- [Work to do]: Copy all lines in which the word "React" can be found.

- [Data listing]:

☆ ☆ ☆ ☆ ☆ ☆ ☆

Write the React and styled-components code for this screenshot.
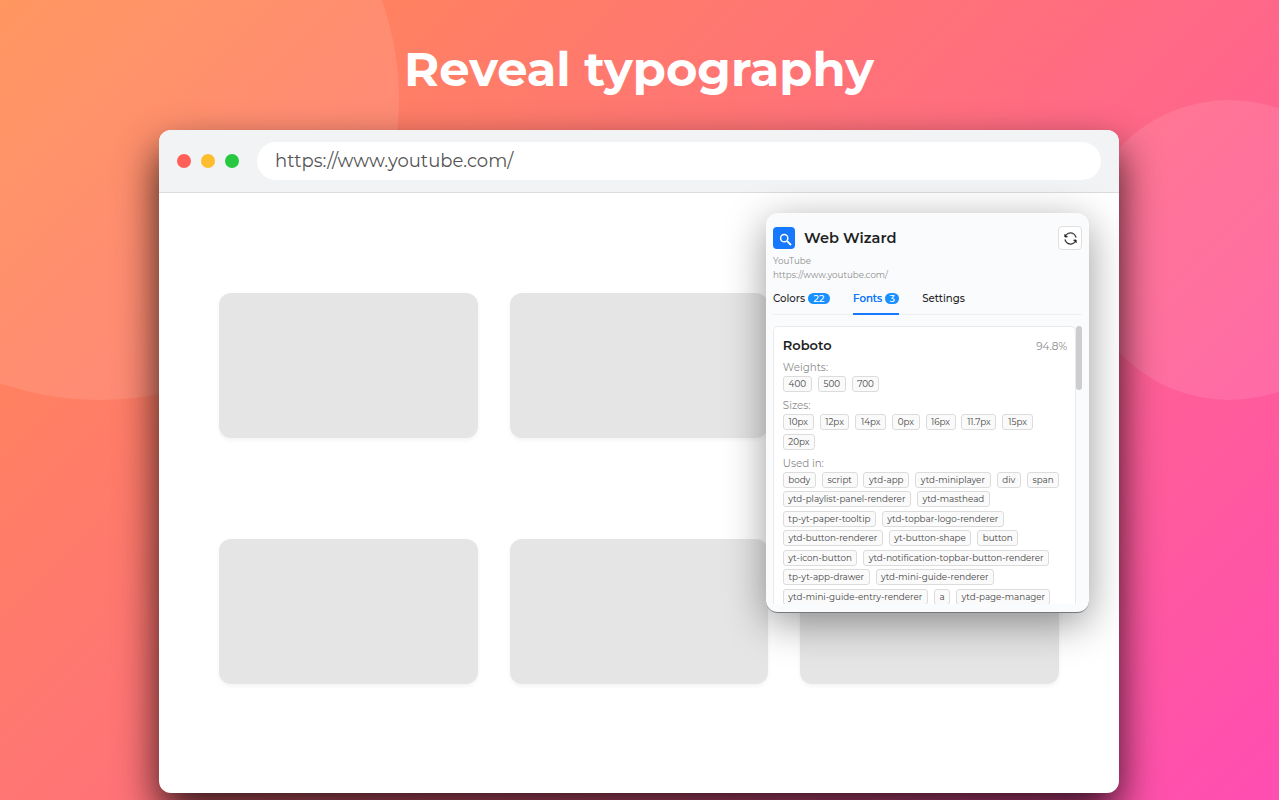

☆ ☆ ☆ ☆ ☆ ☆ ☆

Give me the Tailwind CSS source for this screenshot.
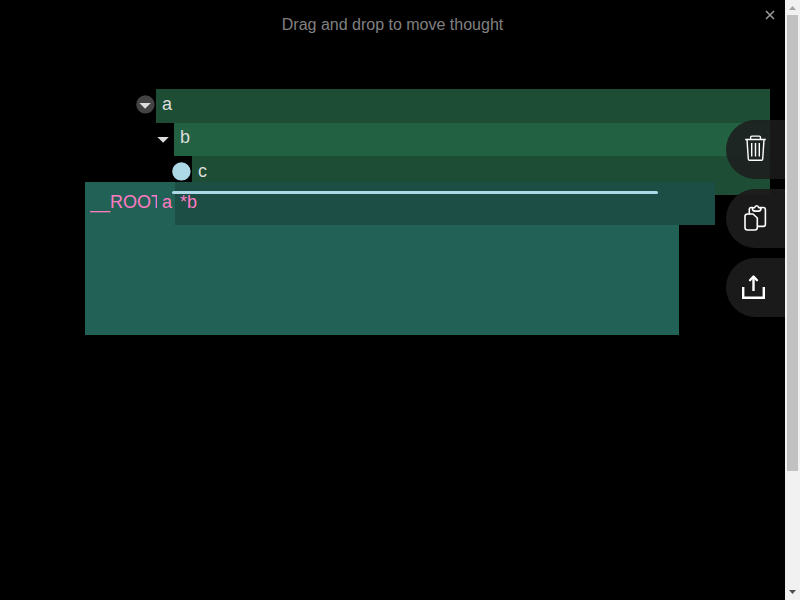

☆ ☆ ☆ ☆ ☆ ☆ ☆

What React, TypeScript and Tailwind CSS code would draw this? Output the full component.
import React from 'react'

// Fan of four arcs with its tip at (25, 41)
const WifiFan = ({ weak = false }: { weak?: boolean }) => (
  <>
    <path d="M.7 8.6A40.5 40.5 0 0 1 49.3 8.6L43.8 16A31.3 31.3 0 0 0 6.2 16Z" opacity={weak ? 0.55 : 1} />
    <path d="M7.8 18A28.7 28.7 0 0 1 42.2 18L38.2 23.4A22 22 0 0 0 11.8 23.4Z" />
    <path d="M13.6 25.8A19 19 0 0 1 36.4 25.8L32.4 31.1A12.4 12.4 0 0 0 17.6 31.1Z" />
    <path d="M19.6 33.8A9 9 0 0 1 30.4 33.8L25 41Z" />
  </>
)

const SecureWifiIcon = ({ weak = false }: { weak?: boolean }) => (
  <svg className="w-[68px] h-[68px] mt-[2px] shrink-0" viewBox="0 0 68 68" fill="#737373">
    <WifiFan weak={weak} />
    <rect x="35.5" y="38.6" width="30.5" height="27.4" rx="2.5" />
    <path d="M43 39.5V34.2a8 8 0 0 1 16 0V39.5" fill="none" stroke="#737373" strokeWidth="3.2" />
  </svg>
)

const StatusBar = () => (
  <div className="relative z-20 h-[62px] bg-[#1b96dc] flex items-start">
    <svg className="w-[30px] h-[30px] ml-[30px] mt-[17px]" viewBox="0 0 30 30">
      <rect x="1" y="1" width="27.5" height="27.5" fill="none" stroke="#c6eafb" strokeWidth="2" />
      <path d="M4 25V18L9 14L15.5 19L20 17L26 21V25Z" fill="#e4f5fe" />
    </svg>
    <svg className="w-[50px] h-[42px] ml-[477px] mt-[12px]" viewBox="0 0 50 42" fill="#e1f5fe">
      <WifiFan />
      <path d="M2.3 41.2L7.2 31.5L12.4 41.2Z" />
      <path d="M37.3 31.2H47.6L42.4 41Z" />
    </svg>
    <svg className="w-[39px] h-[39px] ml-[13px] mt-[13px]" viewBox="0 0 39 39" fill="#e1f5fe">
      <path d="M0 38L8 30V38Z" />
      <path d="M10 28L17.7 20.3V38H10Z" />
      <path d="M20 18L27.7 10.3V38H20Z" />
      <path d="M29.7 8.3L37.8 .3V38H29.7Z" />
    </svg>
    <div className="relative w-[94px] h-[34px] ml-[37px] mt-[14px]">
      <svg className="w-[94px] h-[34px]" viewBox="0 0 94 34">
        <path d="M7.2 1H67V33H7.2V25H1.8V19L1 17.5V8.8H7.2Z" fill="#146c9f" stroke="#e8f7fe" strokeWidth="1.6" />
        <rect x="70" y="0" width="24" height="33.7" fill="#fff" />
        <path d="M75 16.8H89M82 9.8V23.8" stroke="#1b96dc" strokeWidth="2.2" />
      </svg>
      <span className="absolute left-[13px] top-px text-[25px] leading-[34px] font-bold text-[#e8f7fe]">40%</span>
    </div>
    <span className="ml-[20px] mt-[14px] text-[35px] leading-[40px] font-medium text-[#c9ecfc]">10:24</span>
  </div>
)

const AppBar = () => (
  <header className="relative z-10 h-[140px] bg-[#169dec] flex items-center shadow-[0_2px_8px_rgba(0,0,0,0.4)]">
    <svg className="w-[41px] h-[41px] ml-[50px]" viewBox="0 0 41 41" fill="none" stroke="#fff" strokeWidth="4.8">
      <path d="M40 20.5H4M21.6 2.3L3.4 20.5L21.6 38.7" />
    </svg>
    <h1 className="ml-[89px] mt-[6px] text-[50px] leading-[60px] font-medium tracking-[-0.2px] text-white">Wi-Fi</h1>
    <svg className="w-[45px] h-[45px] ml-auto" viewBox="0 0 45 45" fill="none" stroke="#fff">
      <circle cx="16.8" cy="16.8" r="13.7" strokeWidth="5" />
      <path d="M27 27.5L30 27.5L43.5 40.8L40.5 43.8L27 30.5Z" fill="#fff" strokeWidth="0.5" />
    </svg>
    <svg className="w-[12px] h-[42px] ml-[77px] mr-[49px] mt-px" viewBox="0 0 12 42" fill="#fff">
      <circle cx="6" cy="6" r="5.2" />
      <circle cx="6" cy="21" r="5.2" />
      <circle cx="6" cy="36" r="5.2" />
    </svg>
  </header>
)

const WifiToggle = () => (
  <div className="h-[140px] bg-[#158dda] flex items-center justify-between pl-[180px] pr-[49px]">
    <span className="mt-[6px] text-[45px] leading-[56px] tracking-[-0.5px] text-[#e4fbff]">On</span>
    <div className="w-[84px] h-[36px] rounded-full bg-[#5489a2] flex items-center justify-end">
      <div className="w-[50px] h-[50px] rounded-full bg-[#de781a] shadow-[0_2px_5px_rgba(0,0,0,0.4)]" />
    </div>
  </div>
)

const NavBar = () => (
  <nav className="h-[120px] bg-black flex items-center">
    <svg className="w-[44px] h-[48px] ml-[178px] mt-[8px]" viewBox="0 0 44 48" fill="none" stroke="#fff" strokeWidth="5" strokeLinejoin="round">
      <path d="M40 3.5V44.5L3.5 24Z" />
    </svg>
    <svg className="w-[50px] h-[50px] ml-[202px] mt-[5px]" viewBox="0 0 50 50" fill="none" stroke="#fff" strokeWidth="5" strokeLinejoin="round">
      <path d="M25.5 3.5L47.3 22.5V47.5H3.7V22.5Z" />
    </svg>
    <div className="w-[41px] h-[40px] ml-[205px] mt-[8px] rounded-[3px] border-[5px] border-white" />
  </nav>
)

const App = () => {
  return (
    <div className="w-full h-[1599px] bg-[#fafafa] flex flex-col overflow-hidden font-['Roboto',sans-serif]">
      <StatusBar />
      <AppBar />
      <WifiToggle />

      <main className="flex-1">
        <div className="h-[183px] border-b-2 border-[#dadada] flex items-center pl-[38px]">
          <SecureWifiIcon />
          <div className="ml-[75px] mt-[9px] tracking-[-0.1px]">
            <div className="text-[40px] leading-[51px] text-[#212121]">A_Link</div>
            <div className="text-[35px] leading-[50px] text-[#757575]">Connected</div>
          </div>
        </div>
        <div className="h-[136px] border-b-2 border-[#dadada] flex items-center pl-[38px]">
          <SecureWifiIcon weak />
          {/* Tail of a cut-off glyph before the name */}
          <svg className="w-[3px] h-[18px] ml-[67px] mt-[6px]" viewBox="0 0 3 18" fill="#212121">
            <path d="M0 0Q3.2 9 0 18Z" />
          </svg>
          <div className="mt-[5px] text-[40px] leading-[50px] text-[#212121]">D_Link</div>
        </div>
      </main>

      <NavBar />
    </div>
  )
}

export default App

☆ ☆ ☆ ☆ ☆ ☆ ☆

- [Complete output]:
Write the React and styled-components code for this screenshot.
What React, TypeScript and Tailwind CSS code would draw this? Output the full component.
import React from 'react'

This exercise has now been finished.